Ifo Geschäftsklima: Wachsende Zuversicht, Industrie schon fast euphorisch - Nord LB
Heute Vormittag hat das Münchner ifo-Institut aktuelle Ergebnisse seiner Umfrage unter rund 9.000 deutschen Unternehmen veröffentlicht. Im Berichtsmonat März hat sich die Stimmung in der deutschen Wirtschaft demnach überraschend deutlich aufgehellt. Das Geschäftsklima für die gewerbliche Wirtschaft kletterte im laufenden Monat auf 96,6 Punkte und damit den höchsten Stand seit Mitte 2019. Der wichtigste Indikator für die Stimmungslage der Unternehmen in Deutschland notiert damit erstmals seit dem Beginn der Krise leicht über dem im Februar 2020 markierten Vorkrisenniveau (95,7 Punkte).

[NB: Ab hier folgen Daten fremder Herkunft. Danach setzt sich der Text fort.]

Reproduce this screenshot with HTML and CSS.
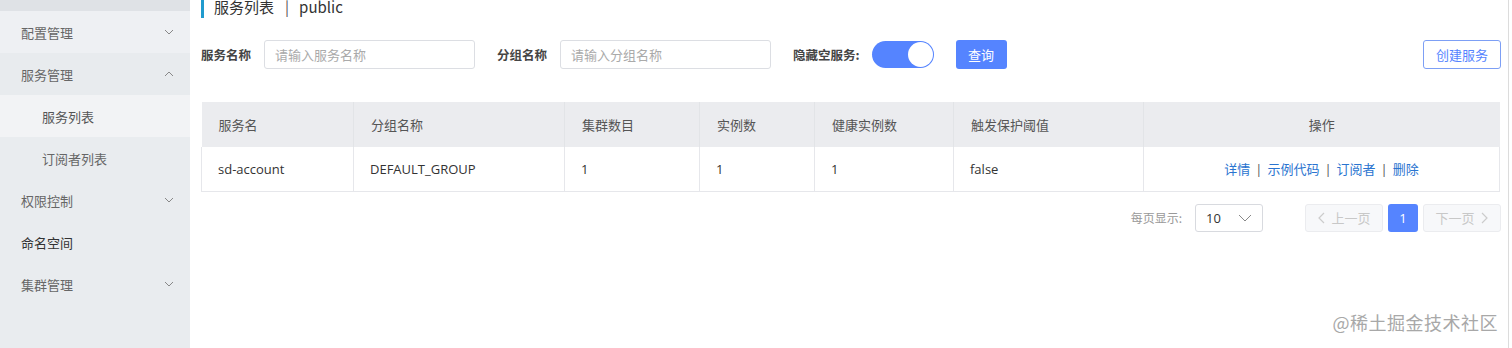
FILE: index.html
```html
<!DOCTYPE html>
<html lang="zh-CN">
<head>
<meta charset="utf-8">
<title>服务列表</title>
<link rel="stylesheet" href="styles.css">
</head>
<body>
<div class="app">
  <aside class="sidebar">
    <div class="menu-top"></div>
    <div class="menu-item hover">配置管理
      <svg class="chev" width="10" height="6" viewBox="0 0 10 6"><path d="M1 1l4 4 4-4" fill="none" stroke="#888" stroke-width="1"/></svg>
    </div>
    <div class="menu-item open">服务管理
      <svg class="chev" width="10" height="6" viewBox="0 0 10 6"><path d="M1 5l4-4 4 4" fill="none" stroke="#888" stroke-width="1"/></svg>
    </div>
    <div class="menu-item sub active">服务列表</div>
    <div class="menu-item sub">订阅者列表</div>
    <div class="menu-item">权限控制
      <svg class="chev" width="10" height="6" viewBox="0 0 10 6"><path d="M1 1l4 4 4-4" fill="none" stroke="#888" stroke-width="1"/></svg>
    </div>
    <div class="menu-item dark">命名空间</div>
    <div class="menu-item">集群管理
      <svg class="chev" width="10" height="6" viewBox="0 0 10 6"><path d="M1 1l4 4 4-4" fill="none" stroke="#888" stroke-width="1"/></svg>
    </div>
  </aside>
  <main class="main">
    <div class="page-title">服务列表<span class="t-sep">|</span>public</div>
    <div class="filters">
      <label class="f-label">服务名称</label>
      <div class="input w-name">请输入服务名称</div>
      <label class="f-label">分组名称</label>
      <div class="input w-name">请输入分组名称</div>
      <label class="f-label">隐藏空服务:</label>
      <div class="toggle"><span class="knob"></span></div>
      <button class="btn-primary">查询</button>
      <div class="spacer"></div>
      <button class="btn-outline">创建服务</button>
    </div>
    <table class="grid">
      <colgroup>
        <col style="width:152px"><col style="width:211px"><col style="width:135px"><col style="width:115px"><col style="width:139px"><col style="width:190px"><col>
      </colgroup>
      <thead>
        <tr><th>服务名</th><th>分组名称</th><th>集群数目</th><th>实例数</th><th>健康实例数</th><th>触发保护阈值</th><th class="center">操作</th></tr>
      </thead>
      <tbody>
        <tr>
          <td>sd-account</td><td>DEFAULT_GROUP</td><td>1</td><td>1</td><td>1</td><td>false</td>
          <td class="center ops"><a>详情</a><span class="sep">|</span><a>示例代码</a><span class="sep">|</span><a>订阅者</a><span class="sep">|</span><a>删除</a></td>
        </tr>
      </tbody>
    </table>
    <div class="pager">
      <span class="pg-label">每页显示:</span>
      <div class="select">10
        <svg width="14" height="8" viewBox="0 0 14 8"><path d="M1 1l6 6 6-6" fill="none" stroke="#888" stroke-width="1"/></svg>
      </div>
      <div class="pg-btn wide disabled"><svg width="8" height="12" viewBox="0 0 8 12"><path d="M7 1L2 6l5 5" fill="none" stroke="#ccc" stroke-width="1.2"/></svg>上一页</div>
      <div class="pg-btn current">1</div>
      <div class="pg-btn wide disabled">下一页<svg width="8" height="12" viewBox="0 0 8 12"><path d="M1 1l5 5-5 5" fill="none" stroke="#ccc" stroke-width="1.2"/></svg></div>
    </div>
    <div class="watermark">@稀土掘金技术社区</div>
  </main>
</div>
</body>
</html>
```
FILE: styles.css
```css
* { box-sizing: border-box; }
html, body { margin: 0; padding: 0; }
body {
  width: 1512px;
  height: 348px;
  overflow: hidden;
  background: #fff;
  font-family: "Noto Sans CJK SC", "Noto Sans", sans-serif;
  font-size: 13px;
  color: #333;
}
.app { display: flex; height: 348px; }

.sidebar {
  width: 190px;
  flex: none;
  background: #e9ecef;
  display: flex;
  flex-direction: column;
}
.menu-top { height: 11px; background: #dfe2e6; }
.menu-item {
  height: 42px;
  display: flex;
  align-items: center;
  padding-left: 21px;
  padding-right: 10px;
  color: #666;
  font-size: 13px;
  position: relative;
}
.menu-item.hover { background: #eef0f3; }
.menu-item.open { background: #e8ebee; }
.menu-item.sub { padding-left: 42px; }
.menu-item.active { background: #f2f3f5; color: #555; }
.menu-item.dark { color: #333; }
.chev { margin-left: auto; margin-right: 6px; }

.main {
  flex: 1;
  border-right: 1px solid #dcdcdc;
  margin-right: 3px;
  padding: 0 7px 0 11px;
  position: relative;
}
.page-title {
  margin-top: -2px;
  height: 20px;
  line-height: 18px;
  border-left: 3px solid #209bce;
  padding-left: 10px;
  font-size: 15px;
  color: #333;
}
.t-sep { margin: 0 10px 0 11px; color: #555; }
.filters {
  margin-top: 22px;
  height: 29px;
  display: flex;
  align-items: center;
}
.f-label {
  font-weight: bold;
  color: #444;
  font-size: 12.5px;
  margin-right: 13px;
}
.input {
  height: 29px;
  border: 1px solid #dcdee3;
  border-radius: 3px;
  color: #aaa;
  font-size: 13px;
  line-height: 27px;
  padding-left: 10px;
  margin-right: 22px;
}
.w-name { width: 211px; }
.toggle {
  width: 62px;
  height: 27px;
  border-radius: 14px;
  background: #5584ff;
  position: relative;
  margin-left: -1px;
  margin-right: 22px;
}
.knob {
  position: absolute;
  right: 1px;
  top: 1px;
  width: 25px;
  height: 25px;
  border-radius: 50%;
  background: #fff;
}
.btn-primary {
  width: 51px;
  height: 29px;
  border: none;
  border-radius: 3px;
  background: #5584ff;
  color: #fff;
  font-family: inherit;
  font-size: 13px;
  padding: 0;
}
.spacer { flex: 1; }
.btn-outline {
  width: 78px;
  height: 29px;
  border: 1px solid #7d9ff5;
  border-radius: 3px;
  background: #fff;
  color: #5584ff;
  font-family: inherit;
  font-size: 13px;
  padding: 0;
}

.grid {
  margin-top: 33px;
  width: 1299px;
  border-collapse: collapse;
  table-layout: fixed;
}
.grid th {
  height: 45px;
  background: #ebecef;
  font-weight: normal;
  color: #555;
  text-align: left;
  padding: 0 0 0 17px;
  border-right: 1px solid #e2e4e7;
  font-size: 13px;
}
.grid th:last-child { border-right: none; }
.grid td {
  height: 44px;
  padding: 0 0 0 16px;
  border-right: 1px solid #e6e7eb;
  border-bottom: 1px solid #e6e7eb;
  color: #333;
  font-family: "Open Sans", "Noto Sans CJK SC", sans-serif;
  font-size: 13px;
}
.grid td:first-child { border-left: 1px solid #e6e7eb; }
.grid .center { text-align: center; padding-left: 0; }
.ops a { color: #2a74d0; font-family: "Noto Sans CJK SC", sans-serif; }
.ops .sep { color: #555; margin: 0 5px; }

.pager {
  margin-top: 12px;
  height: 28px;
  display: flex;
  justify-content: flex-end;
  align-items: center;
}
.pg-label { color: #999; font-size: 12px; margin-right: 13px; }
.select {
  width: 68px;
  height: 28px;
  border: 1px solid #d8dadf;
  border-radius: 3px;
  display: flex;
  align-items: center;
  justify-content: space-between;
  padding: 0 10px 0 10px;
  font-family: "Open Sans", sans-serif;
  font-size: 13px;
  color: #333;
  margin-right: 42px;
}
.pg-btn {
  height: 28px;
  border-radius: 3px;
  display: flex;
  align-items: center;
  justify-content: center;
  font-size: 13px;
  gap: 6px;
}
.pg-btn.wide { width: 78px; }
.pg-btn.disabled { background: #f7f8fa; border: 1px solid #ebecef; color: #c8c8c8; }
.pg-btn.current { width: 30px; margin: 0 5px; background: #5584ff; color: #fff; font-family: "Open Sans", sans-serif; }

.watermark {
  position: absolute;
  right: 10px;
  bottom: 13px;
  font-size: 18px;
  color: #a8a8a8;
  letter-spacing: 0.5px;
}
```
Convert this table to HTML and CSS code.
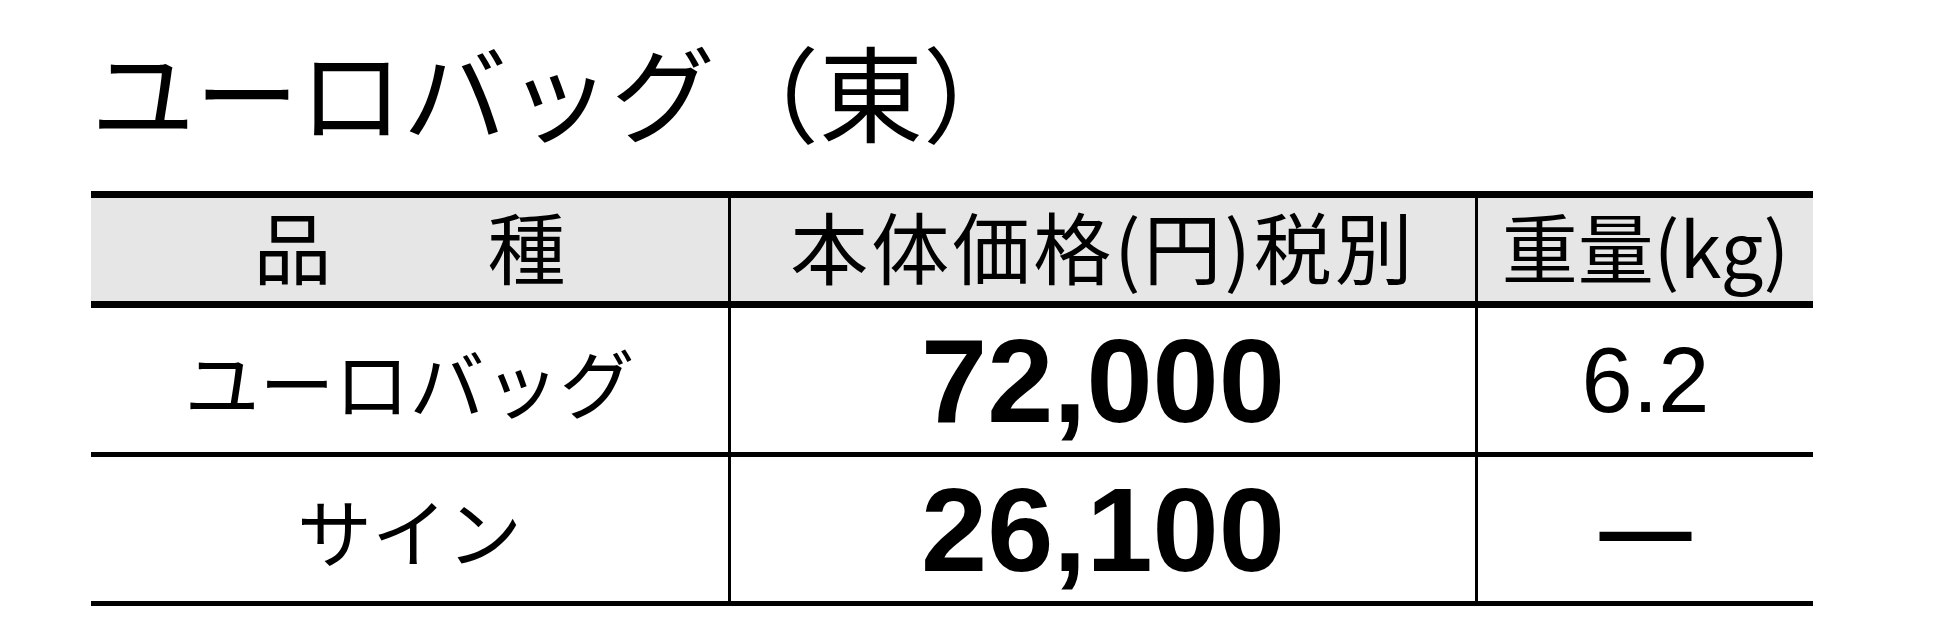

Mit einem Anstieg der auf die Entwicklung in sechs Monaten gerichteten Geschäftserwartungen konnte nach den positiven Vorgaben der ZEW-Konjunkturerwartungen sowie der sentix-Umfrage gerechnet werden. Auch die Einkaufsmanagerindizes hatten im März kräftig angezogen, in der Industrie wurde gar ein Allzeithoch markiert. Die ifo-Geschäftserwartungen sprangen im März ebenfalls deutlich aufwärts und notieren nun bei 100,4 Punkten. Dies belegt eindeutig eine wachsende Zuversicht der Unternehmen, wobei die Hoffnungen auf einer erfolgreichen Impfkampagne und somit auch einer Besserung der gesamtwirtschaftlichen Lage im Jahresverlauf ruhen.
Das Geschäftsklima liegt erstmals wieder über dem Vorkrisenniveau, haben die Unternehmen also die Krise bereits abgehakt? Bei der Interpretation diese Wertes ist noch eine gewisse Vorsicht angebracht, da er vor allem auf sehr optimistische Erwartungen zurückzuführen ist. Zwar beurteilen die befragten Unternehmenslenker im März auch die aktuelle Geschäftssituation besser, die Lagekomponente stieg von 90,6 auf 93,0 Punkte. Dieser Wert liegt damit jedoch noch mit einem gewissen Abstand unter dem Niveau vor der Krise (98,7 Punkte).
Zu beachten ist auch, dass die Umfragen mehr als sonst Momentaufnahmen sind. Es muss auf den genauen Umfragezeitraum geachtet werden, um einschätzen zu können, welcher Teil der – vorsichtig formuliert – zuletzt recht erratischen Krisenkommunikation der Politik berücksichtigt werden konnte und was eventuell erst in der Folgeumfrage Niederschlag finden könnte. Gleiches gilt für die deutliche Zunahme an Neuinfektionen am aktuellen Rand, wodurch sich schnelle Lockerungen der Eindämmungsmaßnahmen und neue Öffnungsschritte zumindest weiter verzögern dürften. Insofern dürfte die Stimmung derzeit besser sein als die aktuelle wirtschaftliche Aktivität.
Die Umfrageergebnisse aus dem März zeigen einmal mehr auf, wie unterschiedlich die einzelnen Sektoren von der Pandemie und den Eindämmungsmaßnahmen betroffen sind. Während die Industrieunternehmen schon fast euphorisch in die Zukunft blicken (höchste Geschäftserwartungen seit über zehn Jahren), bleibt die Stimmung im Dienstleistungssektor, im Gastgewerbe und im Handel trotz teils deutlicher Verbesserungen noch gedämpft. Damit bestätigt die ifo-Umfrage im Wesentlichen die jüngsten Ergebnisse von den Einkaufsmanagerbefragungen. In der Summe überraschten die Stimmungsindikatoren im März klar positiv. Für die deutsche Wirtschaft insgesamt erwarten wir ein BIP-Wachstum von gut drei Prozent im laufenden Jahr.
Fazit: Die Stimmung in der deutschen Wirtschaft hat sich im März überraschend stark aufgehellt. Der ifo Geschäftsklimaindex machte einen Sprung auf 96,6 Punkte und liegt damit erstmals wieder über dem Vorkrisenniveau. Vor allem stark verbesserte Geschäftserwartungen belegen einen großen Optimismus der deutschen Unternehmen, aber auch die aktuelle Lage wird erneut etwas weniger pessimistisch beurteilt. Angefacht von einer hohen Auslandsnachfrage macht sich in der Industrie schon fast eine euphorische Stimmung breit, die Erwartungen liegen hier so hoch wie seit über zehn Jahren nicht mehr. Wir rechnen trotz des schwachen Starts für das Gesamtjahr mit einem BIP-Wachstum von gut 3%. Die drei wichtigsten Bedingungen hierfür lauten: Impfen, impfen und nochmals impfen!